L’idée d’écrire un livre peut se comparer à l'expérience de se retrouver nu devant un large public ; je n’ai jamais eu de problème à le faire. Mais mon combat intérieur constant durant cette expérience a consisté à synchroniser mon cœur avec mon esprit. Tout cela pour dire que j’ai eu à surmonter la tentation d’être guidé seulement soit par la passion, soit par la vision, l’intensité et la précision qui sont essentielles dans cette entreprise qu’est la création d’un concept central pertinent. Souvenez-vous que dans la vie, la passion sans vision est une perte d’énergie, et que la vision sans passion est une impasse.

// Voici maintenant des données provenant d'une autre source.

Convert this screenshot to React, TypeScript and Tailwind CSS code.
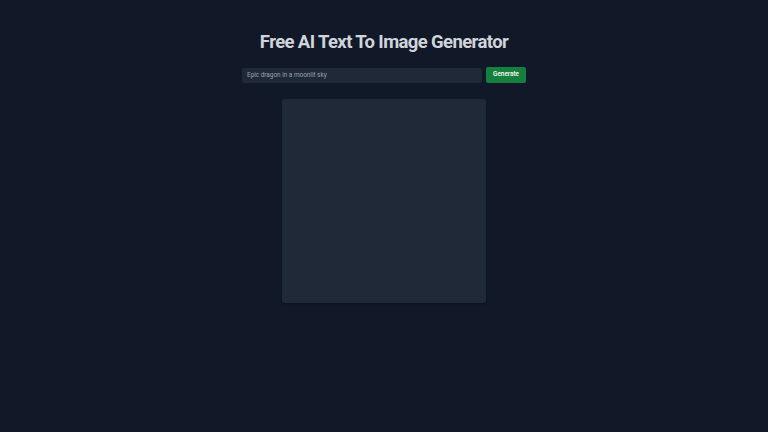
export default function App() {
  return (
    <div className="w-[768px] h-[432px] bg-[#111827] flex flex-col items-center pt-[30px]" style={{ fontFamily: "Roboto, 'Liberation Sans', sans-serif" }}>
      <h1 className="text-[18.5px] leading-[24px] font-bold text-[#d1d5db] tracking-[-0.62px]">Free AI Text To Image Generator</h1>
      <div className="flex items-center gap-[4px] mt-[13px]">
        <input
          placeholder="Epic dragon in a moonlit sky"
          className="w-[240px] h-[15px] rounded-[2px] bg-[#1f2937] text-[6.4px] px-[5px] text-[#d1d5db] placeholder:text-[#9ca3af] outline-none"
        />
        <button className="w-[40px] h-[16px] rounded-[2px] bg-[#15803d] text-white text-[6.4px] font-medium">Generate</button>
      </div>
      <div className="mt-[16px] w-[204px] h-[204px] rounded-[2px] bg-[#1f2937] shadow-[0_1px_3px_rgba(0,0,0,0.3)]"></div>
    </div>
  );
}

Une âme magnifique chantait souvent. Swami Vivekananda l’exprime de manière si éloquente : « Prenez une idée. Faites de cette idée votre vie – pensez-y, rêvez-en, vivez cette idée. Laissez votre cerveau, vos muscles, vos nerfs, chaque partie de votre corps, se remplir de cette idée, et laissez de côté toutes les autres idées. C’est le chemin du succès. » Le monde connaîtra peut-être un jour l’ampleur des sacrifices que j’ai fait pour cultiver cette idée, dont je me soucie vraiment, d'une solution aux graves injustices mondiales qui sont à la fois socials, politiques, et économiques. Cependant, l’encre de ce livre serait inutile si je ne vous donnais pas une alternative complète au capitalisme, une solution qui pourrait réparer les ratés de soi-disant petits dieux de la politique économique. Il est temps de réintroduire l’analyse dialectique sans pour autant réveiller les vieux démons de l’économie. Par-dessus-tout, j’espère que ce livre stimulera bon nombre de personnes et les poussera à débattre sur la solution proposée et à la faire avancer. Ou bien à donner vie de façon créative à un autre chemin s’éloignant du capitalisme, afin que William Godwin repose, enfin, en paix.